С минуту помолчав, она сослалась на то, что ее ждут в библиотеке, и вышла из комнаты.
— Где-то на танцах или на улице приставал к ней? — весело спросил Михайла Борис Николаевич. — Уже успел чем-то провиниться перед нею? А ведь вам вместе работать.
— Служили в одном батальоне, — пояснил Лесняк.
— Был роман?
— Ничего не было.
— Расскажи кому-нибудь другому, — недовольно буркнул Батавин. — Вижу, что здесь что-то не без чего-то. Имей в виду — она уже всех нас пленила. Еще бы! Такая славная девушка — прямо-таки чародейка. С ее приходом к нам в библиотеке постоянная очередь. Читают не только то, что требуется программой, но все, что она порекомендует. Иметь такую помощницу — девяносто процентов успеха…
В первые дни Лесняк заметно волновался. Он знал, что преподаватель должен не только любить свой предмет, не только знать его, но еще и уметь в интересной форме донести свои знания до слушателей. Первую его вступительную лекцию пришел послушать заместитель начальника курсов по учебной части. В аудитории два часа стояла мертвая тишина: курсанты настороженно присматривались к новому преподавателю.

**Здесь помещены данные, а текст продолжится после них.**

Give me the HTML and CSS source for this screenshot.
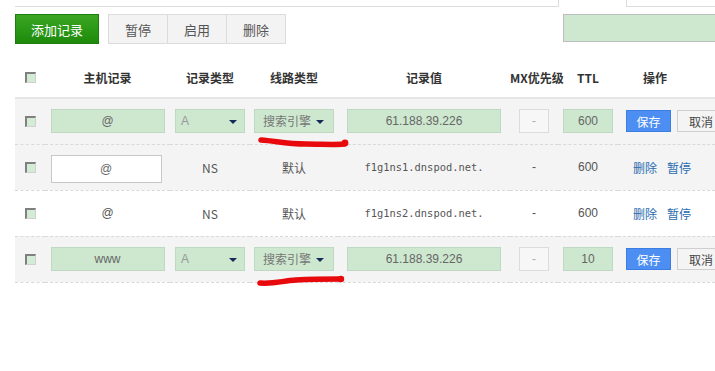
FILE: index.html
```html
<!DOCTYPE html>
<html lang="zh-CN">

<head>
    <meta charset="UTF-8">
    <title>记录管理</title>
    <link rel="stylesheet" href="styles.css">
</head>

<body>
    <div class="top-strip">
        <div class="strip-box strip-left"></div>
        <div class="strip-box strip-right"></div>
    </div>

    <div class="toolbar">
        <button class="btn-add">添加记录</button>
        <div class="btn-group">
            <button class="btn-gray">暂停</button>
            <button class="btn-gray">启用</button>
            <button class="btn-gray">删除</button>
        </div>
        <div class="search-box"></div>
    </div>

    <table class="records">
        <colgroup>
            <col style="width:30px">
            <col style="width:125px">
            <col style="width:80px">
            <col style="width:88px">
            <col style="width:172px">
            <col style="width:48px">
            <col style="width:60px">
            <col style="width:112px">
        </colgroup>
        <thead>
            <tr>
                <th><span class="check"></span></th>
                <th>主机记录</th>
                <th>记录类型</th>
                <th>线路类型</th>
                <th>记录值</th>
                <th>MX优先级</th>
                <th>TTL</th>
                <th class="th-op">操作</th>
            </tr>
        </thead>
        <tbody>
            <!-- ligne en édition -->
            <tr class="editing">
                <td><span class="check"></span></td>
                <td><span class="field f-host">@</span></td>
                <td><span class="field f-select f-type">A<i class="caret"></i></span></td>
                <td class="mark">
                    <span class="field f-select f-line">搜索引擎<i class="caret"></i></span>
                    <svg class="scribble s1" width="96" height="14" viewBox="0 0 96 14">
                        <path d="M5 4 C20 5 30 8 50 8 C65 8 78 9 88 8" stroke="#e8090c" stroke-width="5.5" fill="none" stroke-linecap="round" />
                        <circle cx="89" cy="7" r="3.4" fill="#e8090c" />
                    </svg>
                </td>
                <td><span class="field f-value">61.188.39.226</span></td>
                <td><span class="field f-mx">-</span></td>
                <td><span class="field f-ttl">600</span></td>
                <td class="td-op"><button class="btn-save">保存</button><button class="btn-cancel">取消</button></td>
            </tr>
            <tr class="gray">
                <td><span class="check"></span></td>
                <td><span class="field f-plain">@</span></td>
                <td>NS</td>
                <td>默认</td>
                <td class="mono">f1g1ns1.dnspod.net.</td>
                <td class="dash">-</td>
                <td class="num">600</td>
                <td class="td-op links"><a href="#">删除</a><a href="#">暂停</a></td>
            </tr>
            <tr>
                <td><span class="check"></span></td>
                <td class="num">@</td>
                <td>NS</td>
                <td>默认</td>
                <td class="mono">f1g1ns2.dnspod.net.</td>
                <td class="dash">-</td>
                <td class="num">600</td>
                <td class="td-op links"><a href="#">删除</a><a href="#">暂停</a></td>
            </tr>
            <tr class="editing">
                <td><span class="check"></span></td>
                <td><span class="field f-host">www</span></td>
                <td><span class="field f-select f-type">A<i class="caret"></i></span></td>
                <td class="mark">
                    <span class="field f-select f-line">搜索引擎<i class="caret"></i></span>
                    <svg class="scribble s2" width="96" height="14" viewBox="0 0 96 14">
                        <path d="M4 10 C18 11 26 8 40 7 C58 6 72 6 84 6" stroke="#e8090c" stroke-width="5.5" fill="none" stroke-linecap="round" />
                        <circle cx="85" cy="6" r="3.2" fill="#e8090c" />
                    </svg>
                </td>
                <td><span class="field f-value">61.188.39.226</span></td>
                <td><span class="field f-mx">-</span></td>
                <td><span class="field f-ttl">10</span></td>
                <td class="td-op"><button class="btn-save">保存</button><button class="btn-cancel">取消</button></td>
            </tr>
        </tbody>
    </table>
</body>

</html>
```

FILE: styles.css
```css
* {
    margin: 0;
    padding: 0;
    box-sizing: border-box;
}

body {
    font-family: "Noto Sans CJK SC", "Liberation Sans", sans-serif;
    font-size: 12px;
    color: #555;
    background: #fff;
    width: 715px;
    height: 371px;
    overflow: hidden;
}

/* Bande du haut (champs coupés) */
.top-strip {
    display: flex;
    height: 7px;
}

.strip-box {
    border-bottom: 1px solid #dcdcdc;
}

.strip-left {
    width: 544px;
    margin-left: 15px;
    border-right: 1px solid #dcdcdc;
}

.strip-right {
    width: 89px;
    margin-left: 67px;
    border-left: 1px solid #dcdcdc;
}

/* Barre d'outils */
.toolbar {
    display: flex;
    align-items: flex-start;
    margin-top: 7px;
    padding-left: 15px;
    height: 30px;
}

.btn-add {
    width: 84px;
    height: 30px;
    border: 1px solid #1f7c0e;
    background: linear-gradient(#3aa623, #1d8a0b);
    color: #fff;
    font-family: inherit;
    font-size: 13px;
}

.btn-group {
    display: flex;
    margin-left: 9px;
}

.btn-gray {
    width: 60px;
    height: 30px;
    border: 1px solid #dcdcdc;
    background: #f3f3f3;
    color: #555;
    font-family: inherit;
    font-size: 13px;
}

.btn-gray + .btn-gray {
    margin-left: -1px;
}

.search-box {
    margin-left: auto;
    width: 152px;
    height: 28px;
    background: #cde8cf;
    border: 1px solid #bdbdbd;
    border-right: none;
}

/* Tableau */
.records {
    margin-top: 13px;
    margin-left: 15px;
    border-collapse: collapse;
    table-layout: fixed;
    width: 715px;
}

.records th {
    height: 41px;
    border-bottom: 2px solid #e6e6e6;
    font-size: 12px;
    font-weight: bold;
    color: #333;
    text-align: center;
    vertical-align: middle;
    white-space: nowrap;
}

.records th.th-op {
    text-align: left;
    padding-left: 25px;
}

.records td {
    height: 46px;
    border-bottom: 1px dashed #d9d9d9;
    text-align: center;
    vertical-align: middle;
    color: #555;
}

.records tr.editing td,
.records tr.gray td {
    background: #f4f4f4;
}

.check {
    display: block;
    margin: 0 auto;
    width: 11px;
    height: 11px;
    background: #d3ecd6;
    border-top: 2px solid #808080;
    border-left: 2px solid #808080;
    border-right: 1px solid #d0d0d0;
    border-bottom: 1px solid #d0d0d0;
}

/* Champs */
.field {
    display: inline-block;
    height: 24px;
    line-height: 22px;
    background: #cde8cf;
    border: 1px solid #bfd8c1;
    color: #666;
    font-family: "Liberation Sans", "Noto Sans CJK SC", sans-serif;
    font-size: 12px;
    vertical-align: middle;
    position: relative;
}

.f-host {
    width: 114px;
}

.f-plain {
    width: 111px;
    height: 28px;
    line-height: 26px;
    background: #fff;
    border-color: #c8c8c8;
    margin-left: -3px;
    margin-top: 3px;
}

.f-select {
    text-align: left;
    padding-left: 5px;
}

.f-type {
    width: 70px;
    color: #999;
}

.f-line {
    width: 80px;
    padding-left: 8px;
    color: #777;
    font-family: "Noto Sans CJK SC", sans-serif;
}

.caret {
    position: absolute;
    right: 7px;
    top: 10px;
    width: 0;
    height: 0;
    border-left: 4px solid transparent;
    border-right: 4px solid transparent;
    border-top: 4px solid #142b5a;
}

.f-line .caret {
    right: 9px;
}

.f-value {
    width: 154px;
}

.f-mx {
    width: 30px;
    background: #f7f7f7;
    border-color: #dcdcdc;
    color: #aaa;
}

.f-ttl {
    width: 50px;
}

/* Repère rouge */
.mark {
    position: relative;
}

.scribble {
    position: absolute;
    left: 6px;
    pointer-events: none;
}

.s1 {
    top: 37px;
}

.s2 {
    top: 36px;
}

/* Valeurs */
.mono {
    font-family: "DejaVu Sans Mono", monospace;
    font-size: 10.4px;
    color: #555;
}

.num {
    font-family: "Liberation Sans", sans-serif;
    color: #555;
}

.dash {
    font-family: "Liberation Sans", sans-serif;
    color: #888;
}

/* Opérations */
.records td.td-op {
    text-align: left;
    padding-left: 8px;
    white-space: nowrap;
}

.btn-save {
    width: 45px;
    height: 22px;
    background: #4d8ef3;
    border: 1px solid #3b7de3;
    color: #fff;
    font-family: "Noto Sans CJK SC", sans-serif;
    font-size: 12px;
    vertical-align: middle;
}

.btn-cancel {
    width: 48px;
    height: 22px;
    margin-left: 6px;
    background: #f4f4f4;
    border: 1px solid #cfcfcf;
    color: #444;
    font-family: "Noto Sans CJK SC", sans-serif;
    font-size: 12px;
    vertical-align: middle;
}

.links a {
    color: #2a6cb0;
    text-decoration: none;
    margin-left: 7px;
}

.links a + a {
    margin-left: 10px;
}
```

После лекции состоялся разговор с заместителем начальника, которому лекция в общем понравилась, и он выразил уверенность, что у Михайла дело пойдет хорошо, однако высказал и ряд замечаний, из которых следовало, что надо научиться укладываться в отведенное для лекции время и беречь свои голосовые связки.
Дней через десять Лесняк стал замечать по различного рода признакам уважительное отношение к себе и понял, что курсанты «приняли» его как преподавателя. Однако Ирина, скрупулезно выполнявшая свои обязанности, внимательно слушавшая его советы и наставления, была с ним подчеркнуто сдержанна.
После лекций он вместе с Батавиным или один возвращался на свою Морскую, а Журавская задерживалась в библиотеке или в клубе. Порою ему казалось, что Ирина явно избегает его общества, не желает вместе с ним идти даже до трамвайной остановки, хотя им обоим было по пути.
Сейчас она казалась ему совсем другой девушкой. Она явно повзрослела, фигура ее заметно округлилась, движения стали женственнее, брови над большими голубыми глазами потемнели, волосы отросли, и она со вкусом их укладывала. Держалась она естественно и просто, но с чувством собственного достоинства.
Лесняк нередко ловил себя на том, что все чаще думает о ней, вспоминает ее, порой совсем неожиданно в его воображении вдруг всплывут ее глаза или вся она встанет перед ним в своей удивительной красоте. Иногда он пытался найти в ней какие-то изъяны, убеждал себя в том, что его чувство возникло в противовес ее холодности, что на него надвинулась какая-то прогрессирующая увлеченность и следует немного выждать, чтобы более трезво оценить ситуацию. Однако его чувство к Ирине выходило из-под контроля и невероятно быстро нарастало. С нетерпением дожидался Михайло утра и торопился в Гнилой Угол, где в старом здании помещались курсы и где он непременно должен был найти Ирину.
Желание видеть ее, смотреть ей в глаза, касаться ее руки было настолько сильным, что перерастало в какое-то болезненное состояние. Он уже не сомневался в том, что либо большое счастье, либо полная катастрофа в его жизни связаны теперь именно с Ириной.